**Written problem**
Repeat exactly the lines between and including those that contain "Write the React, TypeScript" and "const LINE = '#c8c7cc';". Output no other line.

Interface markup and scripts
--- BEGIN ---

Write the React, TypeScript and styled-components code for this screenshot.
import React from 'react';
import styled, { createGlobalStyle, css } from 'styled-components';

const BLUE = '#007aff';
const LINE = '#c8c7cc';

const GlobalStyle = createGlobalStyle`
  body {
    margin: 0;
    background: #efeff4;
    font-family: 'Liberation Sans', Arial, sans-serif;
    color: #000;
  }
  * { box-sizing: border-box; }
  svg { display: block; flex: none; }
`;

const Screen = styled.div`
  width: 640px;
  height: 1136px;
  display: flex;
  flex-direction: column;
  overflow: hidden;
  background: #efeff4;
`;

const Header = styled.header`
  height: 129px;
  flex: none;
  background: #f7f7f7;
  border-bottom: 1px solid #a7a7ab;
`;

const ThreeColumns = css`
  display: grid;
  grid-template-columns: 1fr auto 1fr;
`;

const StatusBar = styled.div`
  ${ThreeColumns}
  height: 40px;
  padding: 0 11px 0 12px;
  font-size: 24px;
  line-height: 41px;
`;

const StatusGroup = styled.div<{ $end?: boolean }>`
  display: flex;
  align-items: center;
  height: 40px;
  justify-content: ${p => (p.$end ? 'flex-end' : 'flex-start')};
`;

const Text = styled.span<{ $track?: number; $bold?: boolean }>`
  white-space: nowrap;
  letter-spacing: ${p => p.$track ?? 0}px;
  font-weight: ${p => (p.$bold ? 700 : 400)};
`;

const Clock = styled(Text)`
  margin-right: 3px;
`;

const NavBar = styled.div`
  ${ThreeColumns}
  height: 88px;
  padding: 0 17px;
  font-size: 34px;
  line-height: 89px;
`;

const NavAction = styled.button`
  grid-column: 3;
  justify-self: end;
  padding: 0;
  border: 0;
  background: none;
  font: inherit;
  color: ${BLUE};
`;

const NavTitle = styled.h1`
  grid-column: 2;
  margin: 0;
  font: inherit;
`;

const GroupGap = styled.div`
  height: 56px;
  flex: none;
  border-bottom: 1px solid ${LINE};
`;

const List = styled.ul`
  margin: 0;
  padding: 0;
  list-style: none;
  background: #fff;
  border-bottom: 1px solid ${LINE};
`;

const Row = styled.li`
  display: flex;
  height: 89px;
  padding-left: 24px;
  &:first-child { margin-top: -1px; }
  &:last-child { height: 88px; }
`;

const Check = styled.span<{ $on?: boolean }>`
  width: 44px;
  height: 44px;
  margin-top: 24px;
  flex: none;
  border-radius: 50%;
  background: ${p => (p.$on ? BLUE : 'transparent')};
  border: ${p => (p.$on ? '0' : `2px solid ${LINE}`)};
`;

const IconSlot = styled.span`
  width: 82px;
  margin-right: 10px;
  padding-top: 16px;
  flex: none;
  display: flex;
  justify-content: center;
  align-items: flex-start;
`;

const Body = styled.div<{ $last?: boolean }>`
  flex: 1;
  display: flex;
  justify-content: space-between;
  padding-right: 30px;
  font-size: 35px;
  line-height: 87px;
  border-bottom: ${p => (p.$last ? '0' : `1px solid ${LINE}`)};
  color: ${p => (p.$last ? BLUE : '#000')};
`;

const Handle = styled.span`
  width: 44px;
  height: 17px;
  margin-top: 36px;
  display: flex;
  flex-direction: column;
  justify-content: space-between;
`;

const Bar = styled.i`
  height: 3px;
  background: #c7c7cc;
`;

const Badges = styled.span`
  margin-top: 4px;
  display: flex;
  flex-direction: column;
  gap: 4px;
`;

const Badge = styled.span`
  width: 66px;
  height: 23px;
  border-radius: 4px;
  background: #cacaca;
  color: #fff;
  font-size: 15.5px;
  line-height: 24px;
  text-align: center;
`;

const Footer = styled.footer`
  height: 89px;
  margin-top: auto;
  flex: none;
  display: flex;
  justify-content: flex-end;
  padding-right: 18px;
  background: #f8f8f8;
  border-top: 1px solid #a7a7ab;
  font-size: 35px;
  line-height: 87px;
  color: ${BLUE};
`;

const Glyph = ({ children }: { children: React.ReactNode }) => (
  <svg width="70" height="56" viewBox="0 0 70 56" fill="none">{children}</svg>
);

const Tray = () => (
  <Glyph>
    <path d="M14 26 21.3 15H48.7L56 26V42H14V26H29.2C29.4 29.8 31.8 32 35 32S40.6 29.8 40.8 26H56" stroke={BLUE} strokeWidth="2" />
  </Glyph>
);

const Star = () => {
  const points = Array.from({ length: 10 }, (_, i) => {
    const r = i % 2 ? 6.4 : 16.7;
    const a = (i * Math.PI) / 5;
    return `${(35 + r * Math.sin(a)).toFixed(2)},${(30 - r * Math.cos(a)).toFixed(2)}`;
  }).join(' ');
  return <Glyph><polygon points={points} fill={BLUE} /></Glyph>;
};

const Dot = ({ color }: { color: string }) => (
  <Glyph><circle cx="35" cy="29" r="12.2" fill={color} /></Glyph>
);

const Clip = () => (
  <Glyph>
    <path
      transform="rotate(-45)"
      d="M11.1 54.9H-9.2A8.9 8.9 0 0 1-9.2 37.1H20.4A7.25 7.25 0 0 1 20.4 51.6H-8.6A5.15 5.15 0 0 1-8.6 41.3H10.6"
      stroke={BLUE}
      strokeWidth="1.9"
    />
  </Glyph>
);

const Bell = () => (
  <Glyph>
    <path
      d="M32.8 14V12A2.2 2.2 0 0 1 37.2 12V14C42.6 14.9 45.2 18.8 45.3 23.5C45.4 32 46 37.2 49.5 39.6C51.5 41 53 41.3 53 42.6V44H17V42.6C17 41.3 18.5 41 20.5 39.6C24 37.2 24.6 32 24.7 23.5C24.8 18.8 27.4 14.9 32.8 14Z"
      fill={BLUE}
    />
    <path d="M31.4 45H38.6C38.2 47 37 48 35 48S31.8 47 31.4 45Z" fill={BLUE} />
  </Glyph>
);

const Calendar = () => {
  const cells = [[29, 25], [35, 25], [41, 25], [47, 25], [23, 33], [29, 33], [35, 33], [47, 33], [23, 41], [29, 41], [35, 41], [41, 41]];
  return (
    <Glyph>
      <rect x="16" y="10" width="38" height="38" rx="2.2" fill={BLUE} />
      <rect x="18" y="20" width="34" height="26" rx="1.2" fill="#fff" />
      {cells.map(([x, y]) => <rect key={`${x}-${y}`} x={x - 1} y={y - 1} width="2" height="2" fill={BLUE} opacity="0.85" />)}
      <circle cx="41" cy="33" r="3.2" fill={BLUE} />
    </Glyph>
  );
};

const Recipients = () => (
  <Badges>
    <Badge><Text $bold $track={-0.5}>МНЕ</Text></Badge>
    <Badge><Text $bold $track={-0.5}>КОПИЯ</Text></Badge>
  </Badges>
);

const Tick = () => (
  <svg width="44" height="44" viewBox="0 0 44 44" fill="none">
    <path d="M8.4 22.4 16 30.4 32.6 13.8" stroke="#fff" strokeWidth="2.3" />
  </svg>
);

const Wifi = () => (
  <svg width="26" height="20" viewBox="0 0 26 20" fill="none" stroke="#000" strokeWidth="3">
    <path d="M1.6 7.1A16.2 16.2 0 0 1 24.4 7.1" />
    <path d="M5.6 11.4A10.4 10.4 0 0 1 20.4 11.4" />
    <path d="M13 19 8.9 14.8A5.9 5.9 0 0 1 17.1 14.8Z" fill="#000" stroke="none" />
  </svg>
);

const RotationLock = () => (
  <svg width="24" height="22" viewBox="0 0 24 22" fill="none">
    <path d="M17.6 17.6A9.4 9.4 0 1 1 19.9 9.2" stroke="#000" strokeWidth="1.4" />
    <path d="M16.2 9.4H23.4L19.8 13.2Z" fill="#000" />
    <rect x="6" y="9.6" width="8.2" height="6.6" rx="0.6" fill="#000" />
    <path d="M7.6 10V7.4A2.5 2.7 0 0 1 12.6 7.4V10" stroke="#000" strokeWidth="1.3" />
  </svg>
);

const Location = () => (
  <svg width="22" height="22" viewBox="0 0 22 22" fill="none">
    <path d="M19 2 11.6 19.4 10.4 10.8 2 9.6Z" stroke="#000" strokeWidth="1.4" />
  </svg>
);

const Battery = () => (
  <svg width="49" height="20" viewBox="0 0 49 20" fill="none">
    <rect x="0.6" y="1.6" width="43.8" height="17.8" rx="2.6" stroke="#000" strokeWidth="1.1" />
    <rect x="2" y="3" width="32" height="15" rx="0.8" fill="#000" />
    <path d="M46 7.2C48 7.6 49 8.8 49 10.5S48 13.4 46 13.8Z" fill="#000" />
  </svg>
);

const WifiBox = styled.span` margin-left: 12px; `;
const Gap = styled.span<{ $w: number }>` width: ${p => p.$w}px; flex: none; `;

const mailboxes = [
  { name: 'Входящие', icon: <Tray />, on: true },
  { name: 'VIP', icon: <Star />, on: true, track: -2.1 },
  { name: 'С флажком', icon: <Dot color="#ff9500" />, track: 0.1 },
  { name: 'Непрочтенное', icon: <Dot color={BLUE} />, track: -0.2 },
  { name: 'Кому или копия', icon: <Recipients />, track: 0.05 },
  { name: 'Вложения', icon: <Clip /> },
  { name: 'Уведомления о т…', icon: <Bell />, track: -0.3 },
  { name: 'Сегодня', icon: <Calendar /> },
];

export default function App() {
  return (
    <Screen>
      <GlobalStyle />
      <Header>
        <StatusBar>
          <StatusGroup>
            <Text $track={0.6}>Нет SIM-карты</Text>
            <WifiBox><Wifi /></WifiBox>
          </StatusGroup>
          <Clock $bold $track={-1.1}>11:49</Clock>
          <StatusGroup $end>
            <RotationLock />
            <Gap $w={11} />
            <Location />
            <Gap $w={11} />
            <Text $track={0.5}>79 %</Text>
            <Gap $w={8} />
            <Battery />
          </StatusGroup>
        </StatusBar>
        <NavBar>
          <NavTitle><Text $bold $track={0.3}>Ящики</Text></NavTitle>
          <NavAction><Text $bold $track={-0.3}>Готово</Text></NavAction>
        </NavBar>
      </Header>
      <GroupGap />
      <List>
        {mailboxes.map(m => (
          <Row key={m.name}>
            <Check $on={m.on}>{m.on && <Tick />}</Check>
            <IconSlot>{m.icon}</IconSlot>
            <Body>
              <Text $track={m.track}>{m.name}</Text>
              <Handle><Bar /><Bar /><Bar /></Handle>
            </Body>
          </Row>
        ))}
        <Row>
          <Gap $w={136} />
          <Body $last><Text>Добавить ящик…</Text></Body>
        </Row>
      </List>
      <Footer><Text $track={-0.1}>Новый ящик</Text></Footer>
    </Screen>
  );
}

--- END ---
--- BEGIN ---

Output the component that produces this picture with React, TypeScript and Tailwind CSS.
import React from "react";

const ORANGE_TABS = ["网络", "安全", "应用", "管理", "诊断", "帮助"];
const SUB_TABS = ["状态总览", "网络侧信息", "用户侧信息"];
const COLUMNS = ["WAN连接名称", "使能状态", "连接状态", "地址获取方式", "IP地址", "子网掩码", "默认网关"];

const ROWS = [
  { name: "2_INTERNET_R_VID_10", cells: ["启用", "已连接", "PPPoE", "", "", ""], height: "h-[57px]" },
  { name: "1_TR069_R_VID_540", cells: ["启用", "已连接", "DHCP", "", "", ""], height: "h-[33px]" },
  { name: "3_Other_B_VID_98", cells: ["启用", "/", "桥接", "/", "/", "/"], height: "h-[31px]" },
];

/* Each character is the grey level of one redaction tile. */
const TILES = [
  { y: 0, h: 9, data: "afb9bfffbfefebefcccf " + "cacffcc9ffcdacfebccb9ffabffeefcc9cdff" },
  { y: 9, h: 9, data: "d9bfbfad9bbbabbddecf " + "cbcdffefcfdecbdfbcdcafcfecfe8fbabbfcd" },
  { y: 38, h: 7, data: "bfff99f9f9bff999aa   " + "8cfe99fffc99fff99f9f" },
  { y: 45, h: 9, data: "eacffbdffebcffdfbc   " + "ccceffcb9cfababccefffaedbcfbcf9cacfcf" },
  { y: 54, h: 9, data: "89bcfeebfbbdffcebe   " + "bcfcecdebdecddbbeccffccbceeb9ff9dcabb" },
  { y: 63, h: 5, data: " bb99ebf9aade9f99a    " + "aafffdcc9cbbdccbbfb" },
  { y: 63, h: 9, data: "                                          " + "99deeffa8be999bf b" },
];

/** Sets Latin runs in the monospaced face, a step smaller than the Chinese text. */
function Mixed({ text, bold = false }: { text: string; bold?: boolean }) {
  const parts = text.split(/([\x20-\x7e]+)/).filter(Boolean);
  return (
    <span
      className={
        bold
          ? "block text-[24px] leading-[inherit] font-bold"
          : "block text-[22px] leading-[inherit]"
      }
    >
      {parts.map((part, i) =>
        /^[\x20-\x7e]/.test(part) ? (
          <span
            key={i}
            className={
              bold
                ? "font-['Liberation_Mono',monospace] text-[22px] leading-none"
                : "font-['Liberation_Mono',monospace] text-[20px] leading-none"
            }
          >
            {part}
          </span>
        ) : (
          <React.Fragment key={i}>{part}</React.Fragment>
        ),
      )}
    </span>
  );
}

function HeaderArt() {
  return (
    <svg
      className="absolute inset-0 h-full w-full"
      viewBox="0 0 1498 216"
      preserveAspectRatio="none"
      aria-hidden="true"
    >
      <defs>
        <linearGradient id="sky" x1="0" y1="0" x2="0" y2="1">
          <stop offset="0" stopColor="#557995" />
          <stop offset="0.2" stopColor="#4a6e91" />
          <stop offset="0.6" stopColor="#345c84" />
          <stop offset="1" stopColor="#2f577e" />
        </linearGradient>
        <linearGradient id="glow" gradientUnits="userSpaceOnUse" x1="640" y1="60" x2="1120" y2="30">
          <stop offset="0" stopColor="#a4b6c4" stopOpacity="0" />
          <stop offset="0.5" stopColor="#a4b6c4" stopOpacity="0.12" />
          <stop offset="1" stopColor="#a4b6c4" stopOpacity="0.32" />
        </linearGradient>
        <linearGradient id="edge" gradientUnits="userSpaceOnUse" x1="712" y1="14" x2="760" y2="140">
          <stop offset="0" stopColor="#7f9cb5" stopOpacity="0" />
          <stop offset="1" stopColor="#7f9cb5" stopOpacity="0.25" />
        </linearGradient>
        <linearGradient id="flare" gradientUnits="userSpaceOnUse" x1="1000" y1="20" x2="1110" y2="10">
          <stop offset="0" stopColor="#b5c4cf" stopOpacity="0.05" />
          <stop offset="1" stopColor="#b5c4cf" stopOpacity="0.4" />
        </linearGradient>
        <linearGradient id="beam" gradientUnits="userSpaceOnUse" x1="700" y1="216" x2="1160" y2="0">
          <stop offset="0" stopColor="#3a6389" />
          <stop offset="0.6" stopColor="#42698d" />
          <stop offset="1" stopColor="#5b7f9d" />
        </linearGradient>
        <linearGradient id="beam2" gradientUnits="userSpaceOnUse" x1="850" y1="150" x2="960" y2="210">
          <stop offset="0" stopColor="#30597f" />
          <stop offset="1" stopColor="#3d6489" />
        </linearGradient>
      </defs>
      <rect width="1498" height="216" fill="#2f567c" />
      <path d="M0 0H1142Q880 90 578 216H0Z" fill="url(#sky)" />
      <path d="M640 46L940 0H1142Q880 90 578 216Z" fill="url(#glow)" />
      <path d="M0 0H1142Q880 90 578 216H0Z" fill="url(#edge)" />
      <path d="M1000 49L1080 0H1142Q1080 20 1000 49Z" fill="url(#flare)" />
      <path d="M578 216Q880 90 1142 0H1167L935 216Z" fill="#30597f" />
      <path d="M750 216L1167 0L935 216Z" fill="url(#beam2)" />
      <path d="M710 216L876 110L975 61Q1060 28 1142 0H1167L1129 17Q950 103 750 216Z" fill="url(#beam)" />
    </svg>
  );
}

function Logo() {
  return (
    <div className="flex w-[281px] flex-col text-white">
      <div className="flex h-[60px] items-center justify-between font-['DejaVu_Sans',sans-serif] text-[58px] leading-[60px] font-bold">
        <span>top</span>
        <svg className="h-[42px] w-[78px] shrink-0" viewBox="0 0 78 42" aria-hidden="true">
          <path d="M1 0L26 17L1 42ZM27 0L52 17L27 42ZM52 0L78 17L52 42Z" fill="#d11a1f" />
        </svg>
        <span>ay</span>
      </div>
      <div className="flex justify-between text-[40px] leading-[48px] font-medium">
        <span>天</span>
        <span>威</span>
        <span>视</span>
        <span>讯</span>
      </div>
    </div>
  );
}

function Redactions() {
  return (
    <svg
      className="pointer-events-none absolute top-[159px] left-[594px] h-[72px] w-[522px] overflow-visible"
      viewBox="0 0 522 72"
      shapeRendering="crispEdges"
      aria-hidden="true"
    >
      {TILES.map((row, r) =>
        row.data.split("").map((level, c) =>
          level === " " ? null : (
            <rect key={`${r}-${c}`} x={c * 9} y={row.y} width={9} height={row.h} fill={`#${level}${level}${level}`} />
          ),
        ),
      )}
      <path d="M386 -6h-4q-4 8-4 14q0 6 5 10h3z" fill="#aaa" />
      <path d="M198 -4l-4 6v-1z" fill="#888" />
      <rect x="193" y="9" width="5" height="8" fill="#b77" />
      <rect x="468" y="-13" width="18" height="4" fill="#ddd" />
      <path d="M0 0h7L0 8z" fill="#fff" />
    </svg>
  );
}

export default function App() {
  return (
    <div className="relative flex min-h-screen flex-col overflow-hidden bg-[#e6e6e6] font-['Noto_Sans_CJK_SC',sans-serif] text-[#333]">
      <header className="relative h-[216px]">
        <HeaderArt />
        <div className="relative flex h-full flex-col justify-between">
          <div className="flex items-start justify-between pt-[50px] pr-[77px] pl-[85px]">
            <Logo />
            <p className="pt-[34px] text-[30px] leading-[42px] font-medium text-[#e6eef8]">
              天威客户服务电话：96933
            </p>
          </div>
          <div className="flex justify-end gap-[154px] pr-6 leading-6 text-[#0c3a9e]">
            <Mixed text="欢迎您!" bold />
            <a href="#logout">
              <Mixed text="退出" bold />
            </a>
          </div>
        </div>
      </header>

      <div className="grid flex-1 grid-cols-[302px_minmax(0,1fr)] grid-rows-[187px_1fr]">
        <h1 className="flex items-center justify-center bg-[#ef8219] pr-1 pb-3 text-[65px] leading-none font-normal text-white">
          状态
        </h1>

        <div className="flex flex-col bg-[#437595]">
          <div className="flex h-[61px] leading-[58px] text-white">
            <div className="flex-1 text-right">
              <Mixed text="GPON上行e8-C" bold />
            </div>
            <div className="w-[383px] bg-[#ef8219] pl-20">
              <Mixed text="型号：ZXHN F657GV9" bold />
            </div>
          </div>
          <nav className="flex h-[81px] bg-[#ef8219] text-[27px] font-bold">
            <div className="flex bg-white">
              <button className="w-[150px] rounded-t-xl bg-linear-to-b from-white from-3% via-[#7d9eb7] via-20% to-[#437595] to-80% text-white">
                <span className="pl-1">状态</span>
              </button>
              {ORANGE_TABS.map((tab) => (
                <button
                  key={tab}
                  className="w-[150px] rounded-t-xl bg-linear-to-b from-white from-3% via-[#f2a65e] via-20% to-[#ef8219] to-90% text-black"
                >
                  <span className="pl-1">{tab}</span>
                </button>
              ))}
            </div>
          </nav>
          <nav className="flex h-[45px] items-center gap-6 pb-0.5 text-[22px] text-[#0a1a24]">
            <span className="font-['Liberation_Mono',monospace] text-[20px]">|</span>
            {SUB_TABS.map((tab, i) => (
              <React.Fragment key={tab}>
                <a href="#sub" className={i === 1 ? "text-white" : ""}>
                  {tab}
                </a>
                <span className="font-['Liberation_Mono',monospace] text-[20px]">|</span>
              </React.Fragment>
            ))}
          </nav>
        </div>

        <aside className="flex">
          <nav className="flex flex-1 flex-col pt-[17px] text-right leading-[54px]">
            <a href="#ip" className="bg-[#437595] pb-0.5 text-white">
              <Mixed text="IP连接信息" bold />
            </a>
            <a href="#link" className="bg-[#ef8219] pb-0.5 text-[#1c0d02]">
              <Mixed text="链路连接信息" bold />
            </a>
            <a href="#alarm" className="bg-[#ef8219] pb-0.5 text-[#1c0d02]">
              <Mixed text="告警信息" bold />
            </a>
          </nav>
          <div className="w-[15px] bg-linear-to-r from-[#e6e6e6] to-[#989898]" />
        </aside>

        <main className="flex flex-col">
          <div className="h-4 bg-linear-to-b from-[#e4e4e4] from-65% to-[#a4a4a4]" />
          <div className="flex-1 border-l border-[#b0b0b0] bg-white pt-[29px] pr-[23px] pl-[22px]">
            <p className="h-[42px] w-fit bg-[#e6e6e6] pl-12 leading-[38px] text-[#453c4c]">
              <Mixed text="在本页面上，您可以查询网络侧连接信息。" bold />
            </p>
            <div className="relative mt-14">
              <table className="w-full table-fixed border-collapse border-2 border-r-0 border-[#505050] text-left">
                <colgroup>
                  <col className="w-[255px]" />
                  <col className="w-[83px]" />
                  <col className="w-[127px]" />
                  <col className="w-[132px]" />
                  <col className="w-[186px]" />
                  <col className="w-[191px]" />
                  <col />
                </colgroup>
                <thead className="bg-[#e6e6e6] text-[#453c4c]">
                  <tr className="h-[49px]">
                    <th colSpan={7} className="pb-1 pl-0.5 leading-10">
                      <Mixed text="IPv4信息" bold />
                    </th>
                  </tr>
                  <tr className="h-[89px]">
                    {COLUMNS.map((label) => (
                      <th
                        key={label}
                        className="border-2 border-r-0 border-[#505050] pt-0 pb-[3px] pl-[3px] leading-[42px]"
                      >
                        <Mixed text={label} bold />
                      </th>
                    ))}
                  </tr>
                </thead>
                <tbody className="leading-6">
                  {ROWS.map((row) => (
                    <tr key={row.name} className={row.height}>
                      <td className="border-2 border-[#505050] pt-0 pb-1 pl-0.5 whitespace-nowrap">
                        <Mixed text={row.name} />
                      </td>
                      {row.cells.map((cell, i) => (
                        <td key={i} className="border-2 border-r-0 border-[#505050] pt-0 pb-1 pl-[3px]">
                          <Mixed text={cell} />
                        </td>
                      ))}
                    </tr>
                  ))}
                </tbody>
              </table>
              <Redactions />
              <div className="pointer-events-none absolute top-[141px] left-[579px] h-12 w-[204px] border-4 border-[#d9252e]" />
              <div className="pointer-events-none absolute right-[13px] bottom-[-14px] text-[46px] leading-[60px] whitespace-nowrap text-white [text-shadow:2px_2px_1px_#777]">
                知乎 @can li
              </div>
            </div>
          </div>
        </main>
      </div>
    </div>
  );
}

--- END ---

**Written reply**
Write the React, TypeScript and styled-components code for this screenshot.
import React from 'react';
import styled, { createGlobalStyle, css } from 'styled-components';

const BLUE = '#007aff';
const LINE = '#c8c7cc';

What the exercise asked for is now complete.